Кто складывал сено, тот знает, как непросто стоптать хороший стог. Чтоб он стоял как кукла, и в меру высокий, и в меру грузный, чтоб ни одна его сторона не была «зарвана» и чтоб ни на одну сторону не «напустить» лишку. Все зависит от умения «топтунов». На стогу они не стоят ни минуты на одном месте. Как будто связанные невидимой веревкой, они ходят друг за другом, по разные стороны жерди, — вокруг, вокруг, вокруг… Кладутся две охапки сена, на них — третья. Она связывает, прикрывает, прижимает. Как рыбья чешуя: каждая чешуйка прячет под собой две, а ее в свою очередь прикрывают другие… Ходят, кружат «топтуны» по стогу — вяжут, топчут стог…

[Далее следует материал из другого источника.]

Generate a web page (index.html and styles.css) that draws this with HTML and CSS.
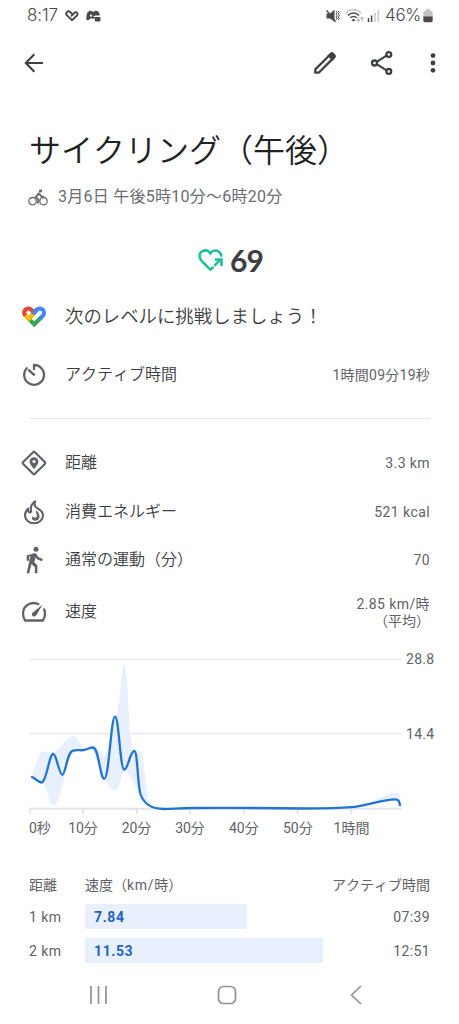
FILE: index.html
```html
<!DOCTYPE html>
<html lang="ja">
<head>
<meta charset="utf-8">
<title>サイクリング（午後）</title>
<link rel="stylesheet" href="styles.css">
</head>
<body>
<div class="screen">
  <div class="status">
    <span class="clock">8:17</span>
    <svg class="st-heart" width="14" height="12" viewBox="0 0 14 12"><path d="M7 10.200 2 5.400a2.200 2.200 0 0 1 3.200-3.400L8.300 5M6 6.300l4.200-4.200a2.100 2.100 0 0 1 2 3.200L7 10.200" fill="none" stroke="#4a4a4a" stroke-width="1.900"/></svg>
    <svg class="st-game" width="15" height="12" viewBox="0 0 15 12"><path d="M.4 9C.2 5.5 1 2 2.7 1.2L5 .5l.8.9h2.600L9.500.500l2.300.700c1.200.900 1.800 2.600 2 4.300H9v3H4.500L2.300 10.300C1 10.500.400 10 .400 9Z" fill="#4a4a4a"/><circle cx="5" cy="5.700" r="1.100" fill="#fff"/><path d="M7.500 6.500h1.800" stroke="#fff"/><rect x="8.800" y="7" width="5.600" height="4.500" rx=".8" fill="#4a4a4a"/></svg>
    <span class="spacer"></span>
    <svg width="14" height="14" viewBox="0 0 14 14"><path d="M.5 4.500H4L8.500.8v12L4 9.500H.5Z" fill="#4a4a4a"/><path d="m.6 1.400 9 11.500" stroke="#4a4a4a" stroke-width="1.500"/><path d="m10 2 1 1.500-1 1.500 1 1.500-1 1.500 1 1.500-1 1.500M12.300 2l1 1.500-1 1.500 1 1.500-1 1.500 1 1.500-1 1.500" fill="none" stroke="#4a4a4a"/></svg>
    <svg class="st-wifi" width="20" height="14" viewBox="0 0 20 14"><path d="M1 4.200a10 10 0 0 1 15 0" fill="none" stroke="#c4c4c4" stroke-width="1.500"/><path d="M3 6.500a7.500 7.500 0 0 1 11 0M5.300 8.800a4.500 4.500 0 0 1 6.400 0" fill="none" stroke="#4a4a4a" stroke-width="1.500"/><path d="m8.500 12.800-1.900-1.900a2.800 2.800 0 0 1 3.800 0Z" fill="#4a4a4a"/><path d="M13.300 8v4.500m-1.700-1.600 1.700 1.800 1.700-1.800M17 12.500V8m-1.700 1.800L17 8l1.700 1.800" fill="none" stroke="#aaa"/></svg>
    <svg class="st-signal" width="13" height="13" viewBox="0 0 13 13"><path d="M1.500 9v4M4.600 6.500V13" stroke="#4a4a4a" stroke-width="1.500"/><path d="M8 3.500V13M11.300.8V13" stroke="#c8c8c8" stroke-width="1.500"/></svg>
    <span class="percent">46%</span>
    <svg class="st-battery" width="10" height="14" viewBox="0 0 10 14"><path d="M3 0h4v1.800h1q1.700 0 1.700 1.700V8H.3V3.500Q.3 1.800 2 1.800h1Z" fill="#c4c4c4"/><path d="M.3 7.500h9.400v4q0 1.700-1.700 1.700H2Q.3 13.200.3 11.500Z" fill="#4a4a4a"/></svg>
  </div>

  <header class="appbar">
    <svg width="20" height="20" viewBox="0 0 20 20"><path d="M19 10H2M10.300 1.300 1.800 10l8.500 8.700" fill="none" stroke="#3c4043" stroke-width="2.100"/></svg>
    <span class="spacer"></span>
    <svg class="edit" width="24" height="24" viewBox="0 0 24 24"><path d="M2.300 21.700v-3.300L16.200 4.500l3.400 3.400L5.700 21.700Z" fill="none" stroke="#3c4043" stroke-width="2.300" stroke-linejoin="round"/><path d="m14.300 4.700 2.900-2.900q1.500-1.300 3-.2l2.200 2.200q1.200 1.400 0 3l-2.900 2.900Z" fill="#3c4043"/></svg>
    <svg class="share" width="24" height="26" viewBox="0 0 24 26"><path d="m7 11.700 9.500-6M7 14.300l9.500 6" stroke="#3c4043" stroke-width="2"/><g fill="#fff" stroke="#3c4043" stroke-width="2.300"><circle cx="4.500" cy="13" r="2.500"/><circle cx="18.800" cy="4.600" r="2.400"/><circle cx="18.800" cy="21.400" r="2.400"/></g></svg>
    <svg class="more" width="6" height="20" viewBox="0 0 6 20"><g fill="#3c4043"><circle cx="3" cy="2.600" r="2.400"/><circle cx="3" cy="10" r="2.400"/><circle cx="3" cy="17.300" r="2.400"/></g></svg>
  </header>

  <h1 class="title">サイクリング（午後）</h1>
  <div class="subtitle">
    <svg width="20" height="17" viewBox="0 0 20 17"><g fill="none" stroke="#6a6d71" stroke-width="1.300"><circle cx="4.500" cy="12.200" r="3.700"/><circle cx="15.500" cy="12.200" r="3.700"/></g><path d="m9.700 14.500.8-4L7.600 8l3.300-3.500 2.500 2.900 3 .8" fill="none" stroke="#6a6d71" stroke-width="1.900"/><circle cx="12.500" cy="1.900" r="1.700" fill="#6a6d71"/></svg>
    <span>3月6日 午後5時10分〜6時20分</span>
  </div>

  <div class="score">
    <svg width="26" height="24" viewBox="0 0 26 24"><path d="M15.500 19 12.300 21.600 4 13.300C.3 9.500 1 5 4.500 3.200 7.500 1.600 10.500 2.800 12.300 5.300c2-2.700 5.500-3.600 8.300-1.700 1.900 1.200 2.900 3.200 2.500 5.200" fill="none" stroke="#1bbf9c" stroke-width="2.500"/><path d="m16.200 17.800 6.300-6.200M17 11.500h6.500v6.400" fill="none" stroke="#1bbf9c" stroke-width="2.500"/></svg>
    <span>69</span>
  </div>

  <div class="row challenge">
    <svg class="icon" width="26" height="26" viewBox="0 0 26 26"><g fill="none" stroke-width="4.200"><path d="m6.500 13.500 6.800 6.800 6.800-6.800" stroke="#34a853"/><path d="m18.800 14.800 2.600-2.600c2-2 2.100-4.800.3-6.500s-4.300-1.500-6.200.3l-6 6" stroke="#4285f4"/><path d="m3.800 10.700 4 4 5-5" stroke="#fbbc04"/><path d="M4.500 11.500C2.700 9.600 2.800 7.300 4.400 5.700s4.300-1.600 6.100.2l3.100 3.100" stroke="#ea4335"/><path d="m12.300 9.800 3.300-3.800" stroke="#4285f4"/></g><path d="m13 15 6.500-6.500" stroke="#fff" stroke-width="3" stroke-linecap="round"/><circle cx="8" cy="9" r="1.600" fill="#fff"/></svg>
    <span class="label">次のレベルに挑戦しましょう！</span>
  </div>
  <div class="row active">
    <svg class="icon" width="26" height="26" viewBox="0 0 26 26"><path d="M6.500 5.500A9.900 9.900 0 1 0 13 3v5" fill="none" stroke="#5f6368" stroke-width="2.300"/><path d="m7.200 7.600 6.500 5.800" stroke="#5f6368" stroke-width="2.500"/></svg>
    <span class="label">アクティブ時間</span><span class="value tight">1時間09分19秒</span>
  </div>
  <div class="divider"></div>
  <div class="row distance">
    <svg class="icon" width="26" height="26" viewBox="0 0 26 26"><rect x="4.700" y="4.700" width="16.600" height="16.600" rx="1.300" transform="rotate(45 13 13)" fill="none" stroke="#5f6368" stroke-width="2.200"/><path d="M13 19.300C10 15.700 8.600 13.500 8.600 11.600a4.400 4.400 0 0 1 8.800 0c0 1.900-1.400 4.100-4.400 7.700Z" fill="#5f6368"/><circle cx="13" cy="11.500" r="1.600" fill="#fff"/></svg>
    <span class="label">距離</span><span class="value">3.3 km</span>
  </div>
  <div class="row energy">
    <svg class="icon" width="26" height="26" viewBox="0 0 26 26"><path d="M14.200 2.300C10.500 5 9.300 8 10 11c.5 2-1 3.200-2.300 1.800-.8-.8-.6-2-.5-3.200-2.200 2-3.200 4.100-3.200 6.600 0 4.600 4 8 9 8s9-3.400 9-8c0-4.500-5-6.400-7.200-8.200-1.600-1.500-1.600-3.300-.6-5.700Z" fill="none" stroke="#5f6368" stroke-width="2.100" stroke-linejoin="round"/><path d="M15.600 11.500c-1.200 1.500-.8 2.600 0 3.700.9 1.200.6 2.400-.4 3.100-1.200.8-2.900.2-3.200-1.200-2 2.300-.8 4.700 1.800 4.700 3.300 0 5-2.300 4.700-5-.2-2.300-1.700-3.400-2.900-5.300Z" fill="#5f6368"/></svg>
    <span class="label">消費エネルギー</span><span class="value">521 kcal</span>
  </div>
  <div class="row walk">
    <svg class="icon" width="26" height="28" viewBox="0 0 26 28"><circle cx="15" cy="3.200" r="2.500" fill="#5f6368"/><path d="M10.200 8.200 14 7l1.300 1.200-2 8 3.100 3v8h-2.500v-6l-3.400-3.200-2.300 9.200H5.600L9.500 10l-1.300.7v4H5.700V9.200Z" fill="#5f6368"/><path d="m14 8.200 2.800 4 4.500 1.900" fill="none" stroke="#5f6368" stroke-width="2.400"/></svg>
    <span class="label">通常の運動（分）</span><span class="value">70</span>
  </div>
  <div class="row speed">
    <svg class="icon" width="26" height="22" viewBox="0 0 26 22"><path d="M18 3.500C10.500-.5 2 4.500 2 12.500c0 2.700.8 4.800 2 7h18c1.300-2.200 2-4.300 2-7 0-2.100-.5-3.700-1.200-5.100" fill="none" stroke="#5f6368" stroke-width="2.300" stroke-linejoin="round"/><path d="M21.500 3.800 15.300 14.300c-.9 1.400-2.600 1.700-3.700.7-1.100-1.100-.9-2.800.4-3.800Z" fill="#5f6368"/></svg>
    <span class="label">速度</span><span class="value">2.85 km/時<br><span class="avg">（平均）</span></span>
  </div>

  <svg class="chart" width="459" height="210" viewBox="0 640 459 210">
    <g stroke="#e8eaed" stroke-width="1.300"><path d="M29 659.300H402M29 733.500H402"/></g>
    <path d="M29 808.700H401" stroke="#e4e6e9" stroke-width="2"/>
    <path d="M30 808v6M83 808v6M136.500 808v6M190 808v6M243.700 808v6M297.500 808v6M351 808v6" stroke="#dcdee1" stroke-width="1.500"/>
    <path class="band" d="M32 776.700C36 767 37 752 44 751.500C49 751.500 51 754 54 752.500C61 750 66 736 73 736C79 736 79 748 87 749C93 748 97 747 99 750L105 757L111 735L115 717L118 709C121 687 122 664.500 124.300 664.500C128 664.500 128 722 131.500 741C133 753 137 750 141 752C145 757 145 795 151 807L157 809C147 806 142 798 139 793L126 769C121 773 120 790 115 790.500C109 790 107 780 103 778L92 748L78 750C70 751 67 765 63 783C61 790 57 806 54 805.500C49 805.500 48 790 43 782Z"/>
    <path class="band" d="M352 807C372 806 382 792.500 397 792.500C401 793 401 797 400 803L395 800C380 800 372 806 352 807Z"/>
    <path class="line" d="M32 777C36 779 39 782.700 42 782.500C47 780 49 754 53.300 754C56.500 754 59 774.800 62.300 774.800C65.500 774.800 67 752 73 750.600C77 749.400 80 750.500 83 750.200C87 749.500 90 747.400 93 747.500C99 748 100 778.900 104.300 778.900C109 778.900 111 716.600 115 716.600C119 716.600 120 769.600 124.300 769.600C128 769.600 130 751 134.300 751C137.500 751 137.500 783 140.300 793.500C144 805 152 808.900 164 809C173 809 179 808 192 808C230 807.800 270 808 305 808.500C326 808.500 342 808 352 807.200C369 805.500 382 799.600 395 799.400C398.700 799.300 399 801 400 805"/>
    <g class="tick">
      <text class="level" x="406" y="664.400">28.8</text><text class="level" x="406" y="738.700">14.4</text>
      <text x="29" y="832.500">0秒</text>
      <g text-anchor="middle"><text x="83" y="832.500">10分</text><text x="136.500" y="832.500">20分</text><text x="190" y="832.500">30分</text><text x="243.800" y="832.500">40分</text><text x="297.800" y="832.500">50分</text><text x="351.500" y="832.500">1時間</text></g>
    </g>
  </svg>

  <div class="splits">
    <div class="split head"><span>距離</span><span>速度（<span class="unit">km/</span>時）</span><span class="end">アクティブ時間</span></div>
    <div class="split"><span>1 km</span><span class="bar" style="width:162px">7.84</span><span class="end">07:39</span></div>
    <div class="split"><span>2 km</span><span class="bar" style="width:238px">11.53</span><span class="end">12:51</span></div>
  </div>

  <nav class="nav">
    <svg width="20" height="20" viewBox="0 0 20 20"><path d="M2 1v18M9.500 1v18M17 1v18" stroke="#929292" stroke-width="1.700"/></svg>
    <svg class="home" width="20" height="20" viewBox="0 0 20 20"><rect x="1.500" y="1.500" width="17" height="17" rx="5" fill="none" stroke="#929292" stroke-width="1.700"/></svg>
    <svg width="12" height="20" viewBox="0 0 12 20"><path d="m11 1-9.500 9L11 19" fill="none" stroke="#929292" stroke-width="1.700"/></svg>
  </nav>
</div>
</body>
</html>
```
FILE: styles.css
```css
* { box-sizing: border-box; }
body {
  margin: 0;
  background: #fff;
  color: #3c4043;
  font-family: Roboto, "Noto Sans CJK JP", sans-serif;
  font-kerning: none;
}
svg { display: block; flex: none; }
.screen {
  width: 459px;
  height: 1024px;
  display: flex;
  flex-direction: column;
  overflow: hidden;
}
.screen > * { flex: none; }
.spacer { flex: 1; }

.status {
  height: 31px;
  padding: 0 26px 0 27px;
  display: flex;
  align-items: center;
  font: 300 17px/31px Inter, Roboto, sans-serif;
  color: #4a4a4a;
}
.clock { width: 38px; letter-spacing: -.1px; }
.st-game { margin-left: 7px; }
.st-wifi { margin-left: 5px; }
.st-signal { margin-left: 2px; }
.percent { margin-left: 5px; width: 38px; letter-spacing: -.3px; }

.appbar {
  height: 64px;
  padding: 0 23px 0 24px;
  display: flex;
  align-items: center;
}
.share { margin-left: 33px; }
.more { margin-left: 36px; }

.title {
  margin: 29px 0 0 29px;
  height: 54px;
  font-size: 32px;
  line-height: 54px;
  font-weight: 350;
  color: #202124;
  white-space: nowrap;
}
.subtitle {
  margin: 7px 0 0 28px;
  height: 24px;
  display: flex;
  align-items: center;
  gap: 10px;
  font-size: 16px;
  line-height: 24px;
  letter-spacing: .25px;
  color: #6a6d71;
}
.score {
  height: 44px;
  margin-top: 29px;
  padding-left: 2px;
  display: flex;
  justify-content: center;
  align-items: center;
  gap: 6px;
  font: 700 30px/44px Lato, sans-serif;
  letter-spacing: -1px;
}

.row {
  height: 48px;
  padding: 0 29px 0 21px;
  display: flex;
  align-items: center;
}
.label {
  margin-left: 18px;
  font-size: 16px;
  line-height: 24px;
  font-weight: 350;
  white-space: nowrap;
}
.value {
  margin-left: auto;
  text-align: right;
  font-size: 14px;
  line-height: 17px;
  letter-spacing: .4px;
  color: #5f6368;
}
.value.tight { letter-spacing: .25px; }
.avg { letter-spacing: 0; }
.challenge { margin-top: 11px; }
.challenge .label { font-size: 18.4px; }
.active { margin-top: 10px; }
.divider { height: 1px; margin: 19px 29px 0; background: #e3e5e8; }
.distance { margin-top: 20px; }
.energy { margin-top: 1px; }
.speed { height: 56px; }
.speed .value { padding-top: 1px; }

.chart { height: 210px; }
.band { fill: #e8f0fe; }
.line { fill: none; stroke: #2274d2; stroke-width: 2.3; stroke-linecap: round; stroke-linejoin: round; }
.tick text { font-size: 14px; fill: #5f6368; }
.tick .level { letter-spacing: .3px; }

.splits {
  margin-top: 18px;
  padding: 0 29px;
  font-size: 14px;
  color: #5f6368;
}
.split {
  height: 34px;
  display: grid;
  grid-template-columns: 56px 1fr auto;
  align-items: center;
  letter-spacing: .4px;
}
.split > span { padding-top: 1px; }
.split.head { letter-spacing: 0; height: 31px; }
.split.head > span { padding-top: 0; }
.unit { letter-spacing: .7px; }
.split > .bar {
  height: 25px;
  padding: 0 0 0 9px;
  border-radius: 2px;
  background: #e8f0fe;
  color: #2463c0;
  font-weight: 700;
  line-height: 26px;
  letter-spacing: .6px;
}
.nav {
  height: 54px;
  padding: 1px 97px 0 89px;
  display: flex;
  justify-content: space-between;
  align-items: center;
}
.home { margin-right: 6px; }
```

Мирон с Казиком или позабыли это правило, или просто не хотели уступать друг другу, но у каждого из них был свой подавальщик, и каждый из них топтал на своей стороне.
Мирон выбрался из-под сена и схватил Казика за грудки: у него был к Казику давний, неоплаченный должок. Еще в войну Казик нашептал своему племяннику Винцесю, который служил в районной полиции и иногда приезжал в Слободу, что Мирон, как-то подвыпив, пел веселые припевки про полицаев. Вот однажды Винцесь и завернул к Мирону во двор — тот как раз колол дрова возле истопки. Винцесь приказал Мирону снять штаны и, положив его на порог истопки худыми половинками вверх, отсчитал двадцать шомполов. Винцесь до своего достукался, свернул голову, а на Казика Мирон затаил злость, и теперь его прорвало. Мирон отвесил Казику хорошую оплеуху, но тот тоже был не из слабеньких, и ростом был повыше, и кулак имел побольше — достал им Мирона в нос. Пока люди нахохотались, пока опомнились, они таки прилично успели отделать друг друга.